C'était toujours une joie, pour mon père et nous-mêmes, lorsque nous avions une visite d'amis, de faire une balade: le tour des prés, pour admirer les pâtures toujours bien entretenues. Les chardons et mauvaises herbes fauchés régulièrement, les clôtures réparées et les bêtes bien grasses et c'était à qui estimerait le mieux possible le poids des plus belles.

Les pâturages de la Ferme des Prés
Foire à Sens

Lorsqu'une bête était à vendre, le boucher ou le marchand de vaches passait la voir au pré, l'estimait, en marchandait le prix et il fallait ensuite la prendre pour la livrer. Nous devions alors, à cinq ou six personnes, rassembler les bêtes sous le petit hangar se trouvant à l'entrée de chaque pré (il n'en existe plus qu'un) avec la bétaillère attelée à un cheval. Il fallait clore la sortie du hangar et alors, mon père, en parlant sans cesse, gentiment, en grattant la peau de la bête à prendre, s'approchait de la tête de celle-ci et lui passait une longe par les cornes. Il n'y avait plus qu'à l'attacher au treuil et ainsi prise, elle n'avait plus qu'à suivre la bétaillère et rentrer à l'étable. 

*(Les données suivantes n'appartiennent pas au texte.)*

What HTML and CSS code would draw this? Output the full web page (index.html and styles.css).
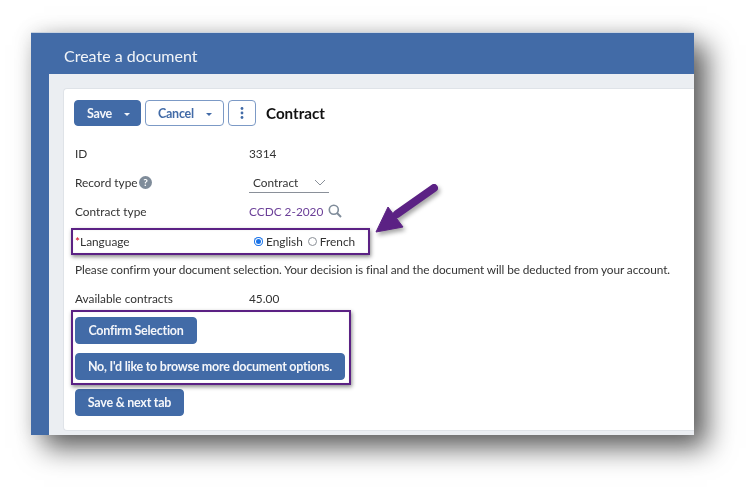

J'ai toujours été épaté par la manière de mon père de se faufiler entre dix ou quinze bœufs, sous le hangar, pour attraper la bête choisie. Il faut dire que pendant les quarante ans de son activité, il en a pris des centaines et il n'avait pas besoin de les passer à la bascule pour en connaître le poids à dix kilos près.





Je rappelle que le lait récolté était écrémé deux fois par jour. Le petit lait était destiné aux jeunes veaux, aux cochons, à la fabrication de quelques fromages blancs, l'été, et qu'avec la crème, ma mère fabriquait son «beurre fermier», chaque fois quarante à cinquante kilos, pesés en livres, demi livres et quarts. Ce n'était pas une mince affaire!


La Ferme des Prés: la laiterie

Aujourd'hui, il n'y a plus de vaches, plus de prairies pour des raisons de spécialisation et de rentabilité, mais c'est bien triste: la ferme est comme morte, sans bruits, sans odeurs, sans vie.